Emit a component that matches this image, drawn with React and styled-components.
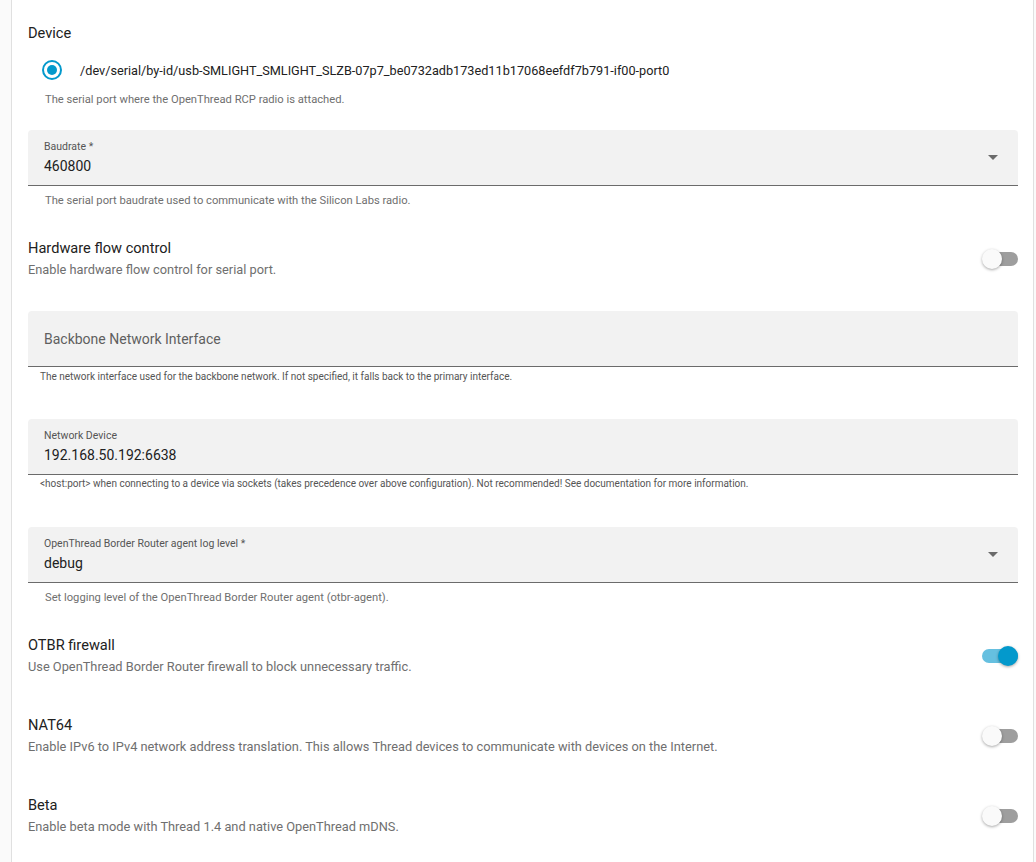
import React from 'react';
import styled, { createGlobalStyle } from "styled-components";

const GlobalStyle = createGlobalStyle`
body {
  margin: 0;
  background-color: #fafafa;
  font-family: Roboto, "Noto Sans", sans-serif;
  color: #212121;
}
`;

const Page = styled.div`
height: 862px;
overflow: hidden;
padding: 0 2px 0 11px;
`;

const Card = styled.div`
background-color: #ffffff;
border-left: 1px solid #e0e0e0;
border-right: 1px solid #e0e0e0;
padding: 21px 15px 40px 16px;
min-height: 100%;
box-sizing: border-box;
`;

const Title = styled.div`
font-size: 14.6px;
line-height: ${p => p.$lh || 20}px;
color: #212121;
`;

const Description = styled.div`
font-size: 12.8px;
line-height: 21px;
margin-top: 1px;
color: #6f6f6f;
`;

const RadioRow = styled.label`
display: flex;
flex-direction: row;
align-items: center;
height: 40px;
margin-top: 5px;
font-size: 12.7px;
color: #212121;
`;

const RadioBox = styled.span`
width: 40px;
height: 40px;
margin-left: 4px;
margin-right: 8px;
display: flex;
justify-content: center;
align-items: center;
`;

const RadioOuter = styled.span`
width: 20px;
height: 20px;
box-sizing: border-box;
border: 2px solid #0399cc;
border-radius: 50%;
display: flex;
justify-content: center;
align-items: center;
&::after {
  content: "";
  width: 10px;
  height: 10px;
  border-radius: 50%;
  background-color: #0399cc;
}
`;

const Helper = styled.div`
font-size: ${p => (p.$small ? 10 : 11.2)}px;
line-height: ${p => (p.$small ? 12 : 16)}px;
color: ${p => (p.$small ? '#555555' : '#6f6f6f')};
padding-left: ${p => (p.$small ? 12 : 17)}px;
margin-top: ${p => p.$mt}px;
white-space: nowrap;
`;

const Field = styled.div`
display: flex;
flex-direction: row;
justify-content: space-between;
align-items: center;
height: 56px;
box-sizing: border-box;
border-bottom: 1px solid #6b6b6b;
border-radius: 4px 4px 0 0;
background-color: #f2f2f2;
padding: 0 16px;
margin-top: ${p => p.$mt}px;
`;

const FieldText = styled.div`
display: flex;
flex-direction: column;
`;

const FieldLabel = styled.span`
font-size: ${p => (p.$placeholder ? 14 : 10.5)}px;
line-height: 16px;
color: ${p => (p.$placeholder ? '#5f5f5f' : '#555555')};
`;

const FieldValue = styled.span`
font-size: 14px;
line-height: 22px;
color: #212121;
`;

const Arrow = styled.span`
margin-right: 4px;
width: 0;
height: 0;
border-left: 5px solid transparent;
border-right: 5px solid transparent;
border-top: 5px solid #6b6b6b;
`;

const ToggleRow = styled.div`
display: flex;
flex-direction: row;
justify-content: space-between;
align-items: center;
margin-top: ${p => p.$mt}px;
`;

const Switch = styled.span`
position: relative;
width: 36px;
height: 20px;
flex-shrink: 0;
`;

const Track = styled.span`
position: absolute;
left: ${p => (p.$on ? 0 : 6)}px;
right: 0;
top: 3px;
height: 14px;
border-radius: 7px;
background-color: ${p => (p.$on ? '#66c0e0' : '#9e9e9e')};
`;

const Thumb = styled.span`
position: absolute;
top: 0;
left: ${p => (p.$on ? 16 : 0)}px;
width: 20px;
height: 20px;
border-radius: 50%;
background-color: ${p => (p.$on ? '#0399cc' : '#fafafa')};
box-shadow: 0 1px 3px rgba(0, 0, 0, 0.35);
`;

const Toggle = ({title, description, on, mt}) => (
    <ToggleRow $mt={mt}>
        <div>
            <Title>{title}</Title>
            <Description>{description}</Description>
        </div>
        <Switch>
            <Track $on={on} />
            <Thumb $on={on} />
        </Switch>
    </ToggleRow>
);

const App = () => {
    return (
        <Page>
            <GlobalStyle />
            <Card>
                <Title $lh={24}>Device</Title>
                <RadioRow>
                    <RadioBox><RadioOuter /></RadioBox>
                    /dev/serial/by-id/usb-SMLIGHT_SMLIGHT_SLZB-07p7_be0732adb173ed11b17068eefdf7b791-if00-port0
                </RadioRow>
                <Helper $mt={2}>The serial port where the OpenThread RCP radio is attached.</Helper>

                <Field $mt={22}>
                    <FieldText>
                        <FieldLabel>Baudrate *</FieldLabel>
                        <FieldValue>460800</FieldValue>
                    </FieldText>
                    <Arrow />
                </Field>
                <Helper $mt={7}>The serial port baudrate used to communicate with the Silicon Labs radio.</Helper>

                <Toggle mt={29} title="Hardware flow control" description="Enable hardware flow control for serial port." />

                <Field $mt={31}>
                    <FieldLabel $placeholder>Backbone Network Interface</FieldLabel>
                </Field>
                <Helper $small $mt={4}>The network interface used for the backbone network. If not specified, it falls back to the primary interface.</Helper>

                <Field $mt={36}>
                    <FieldText>
                        <FieldLabel>Network Device</FieldLabel>
                        <FieldValue>192.168.50.192:6638</FieldValue>
                    </FieldText>
                </Field>
                <Helper $small $mt={3}>{'<host:port> when connecting to a device via sockets (takes precedence over above configuration). Not recommended! See documentation for more information.'}</Helper>

                <Field $mt={37}>
                    <FieldText>
                        <FieldLabel>OpenThread Border Router agent log level *</FieldLabel>
                        <FieldValue>debug</FieldValue>
                    </FieldText>
                    <Arrow />
                </Field>
                <Helper $mt={7}>Set logging level of the OpenThread Border Router agent (otbr-agent).</Helper>

                <Toggle mt={29} on title="OTBR firewall" description="Use OpenThread Border Router firewall to block unnecessary traffic." />
                <Toggle mt={38} title="NAT64" description="Enable IPv6 to IPv4 network address translation. This allows Thread devices to communicate with devices on the Internet." />
                <Toggle mt={38} title="Beta" description="Enable beta mode with Thread 1.4 and native OpenThread mDNS." />
            </Card>
        </Page>
    );
};

export default App;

> [Exercise goal]: Please set down each line of the data above exactly as written, without the pictures.

> [Written response]:
Emit a component that matches this image, drawn with React and styled-components.
import React from 'react';
import styled, { createGlobalStyle } from "styled-components";

const GlobalStyle = createGlobalStyle`
body {
  margin: 0;
  background-color: #fafafa;
  font-family: Roboto, "Noto Sans", sans-serif;
  color: #212121;
}
`;

const Page = styled.div`
height: 862px;
overflow: hidden;
padding: 0 2px 0 11px;
`;

const Card = styled.div`
background-color: #ffffff;
border-left: 1px solid #e0e0e0;
border-right: 1px solid #e0e0e0;
padding: 21px 15px 40px 16px;
min-height: 100%;
box-sizing: border-box;
`;

const Title = styled.div`
font-size: 14.6px;
line-height: ${p => p.$lh || 20}px;
color: #212121;
`;

const Description = styled.div`
font-size: 12.8px;
line-height: 21px;
margin-top: 1px;
color: #6f6f6f;
`;

const RadioRow = styled.label`
display: flex;
flex-direction: row;
align-items: center;
height: 40px;
margin-top: 5px;
font-size: 12.7px;
color: #212121;
`;

const RadioBox = styled.span`
width: 40px;
height: 40px;
margin-left: 4px;
margin-right: 8px;
display: flex;
justify-content: center;
align-items: center;
`;

const RadioOuter = styled.span`
width: 20px;
height: 20px;
box-sizing: border-box;
border: 2px solid #0399cc;
border-radius: 50%;
display: flex;
justify-content: center;
align-items: center;
&::after {
  content: "";
  width: 10px;
  height: 10px;
  border-radius: 50%;
  background-color: #0399cc;
}
`;

const Helper = styled.div`
font-size: ${p => (p.$small ? 10 : 11.2)}px;
line-height: ${p => (p.$small ? 12 : 16)}px;
color: ${p => (p.$small ? '#555555' : '#6f6f6f')};
padding-left: ${p => (p.$small ? 12 : 17)}px;
margin-top: ${p => p.$mt}px;
white-space: nowrap;
`;

const Field = styled.div`
display: flex;
flex-direction: row;
justify-content: space-between;
align-items: center;
height: 56px;
box-sizing: border-box;
border-bottom: 1px solid #6b6b6b;
border-radius: 4px 4px 0 0;
background-color: #f2f2f2;
padding: 0 16px;
margin-top: ${p => p.$mt}px;
`;

const FieldText = styled.div`
display: flex;
flex-direction: column;
`;

const FieldLabel = styled.span`
font-size: ${p => (p.$placeholder ? 14 : 10.5)}px;
line-height: 16px;
color: ${p => (p.$placeholder ? '#5f5f5f' : '#555555')};
`;

const FieldValue = styled.span`
font-size: 14px;
line-height: 22px;
color: #212121;
`;

const Arrow = styled.span`
margin-right: 4px;
width: 0;
height: 0;
border-left: 5px solid transparent;
border-right: 5px solid transparent;
border-top: 5px solid #6b6b6b;
`;

const ToggleRow = styled.div`
display: flex;
flex-direction: row;
justify-content: space-between;
align-items: center;
margin-top: ${p => p.$mt}px;
`;

const Switch = styled.span`
position: relative;
width: 36px;
height: 20px;
flex-shrink: 0;
`;

const Track = styled.span`
position: absolute;
left: ${p => (p.$on ? 0 : 6)}px;
right: 0;
top: 3px;
height: 14px;
border-radius: 7px;
background-color: ${p => (p.$on ? '#66c0e0' : '#9e9e9e')};
`;

const Thumb = styled.span`
position: absolute;
top: 0;
left: ${p => (p.$on ? 16 : 0)}px;
width: 20px;
height: 20px;
border-radius: 50%;
background-color: ${p => (p.$on ? '#0399cc' : '#fafafa')};
box-shadow: 0 1px 3px rgba(0, 0, 0, 0.35);
`;

const Toggle = ({title, description, on, mt}) => (
    <ToggleRow $mt={mt}>
        <div>
            <Title>{title}</Title>
            <Description>{description}</Description>
        </div>
        <Switch>
            <Track $on={on} />
            <Thumb $on={on} />
        </Switch>
    </ToggleRow>
);

const App = () => {
    return (
        <Page>
            <GlobalStyle />
            <Card>
                <Title $lh={24}>Device</Title>
                <RadioRow>
                    <RadioBox><RadioOuter /></RadioBox>
                    /dev/serial/by-id/usb-SMLIGHT_SMLIGHT_SLZB-07p7_be0732adb173ed11b17068eefdf7b791-if00-port0
                </RadioRow>
                <Helper $mt={2}>The serial port where the OpenThread RCP radio is attached.</Helper>

                <Field $mt={22}>
                    <FieldText>
                        <FieldLabel>Baudrate *</FieldLabel>
                        <FieldValue>460800</FieldValue>
                    </FieldText>
                    <Arrow />
                </Field>
                <Helper $mt={7}>The serial port baudrate used to communicate with the Silicon Labs radio.</Helper>

                <Toggle mt={29} title="Hardware flow control" description="Enable hardware flow control for serial port." />

                <Field $mt={31}>
                    <FieldLabel $placeholder>Backbone Network Interface</FieldLabel>
                </Field>
                <Helper $small $mt={4}>The network interface used for the backbone network. If not specified, it falls back to the primary interface.</Helper>

                <Field $mt={36}>
                    <FieldText>
                        <FieldLabel>Network Device</FieldLabel>
                        <FieldValue>192.168.50.192:6638</FieldValue>
                    </FieldText>
                </Field>
                <Helper $small $mt={3}>{'<host:port> when connecting to a device via sockets (takes precedence over above configuration). Not recommended! See documentation for more information.'}</Helper>

                <Field $mt={37}>
                    <FieldText>
                        <FieldLabel>OpenThread Border Router agent log level *</FieldLabel>
                        <FieldValue>debug</FieldValue>
                    </FieldText>
                    <Arrow />
                </Field>
                <Helper $mt={7}>Set logging level of the OpenThread Border Router agent (otbr-agent).</Helper>

                <Toggle mt={29} on title="OTBR firewall" description="Use OpenThread Border Router firewall to block unnecessary traffic." />
                <Toggle mt={38} title="NAT64" description="Enable IPv6 to IPv4 network address translation. This allows Thread devices to communicate with devices on the Internet." />
                <Toggle mt={38} title="Beta" description="Enable beta mode with Thread 1.4 and native OpenThread mDNS." />
            </Card>
        </Page>
    );
};

export default App;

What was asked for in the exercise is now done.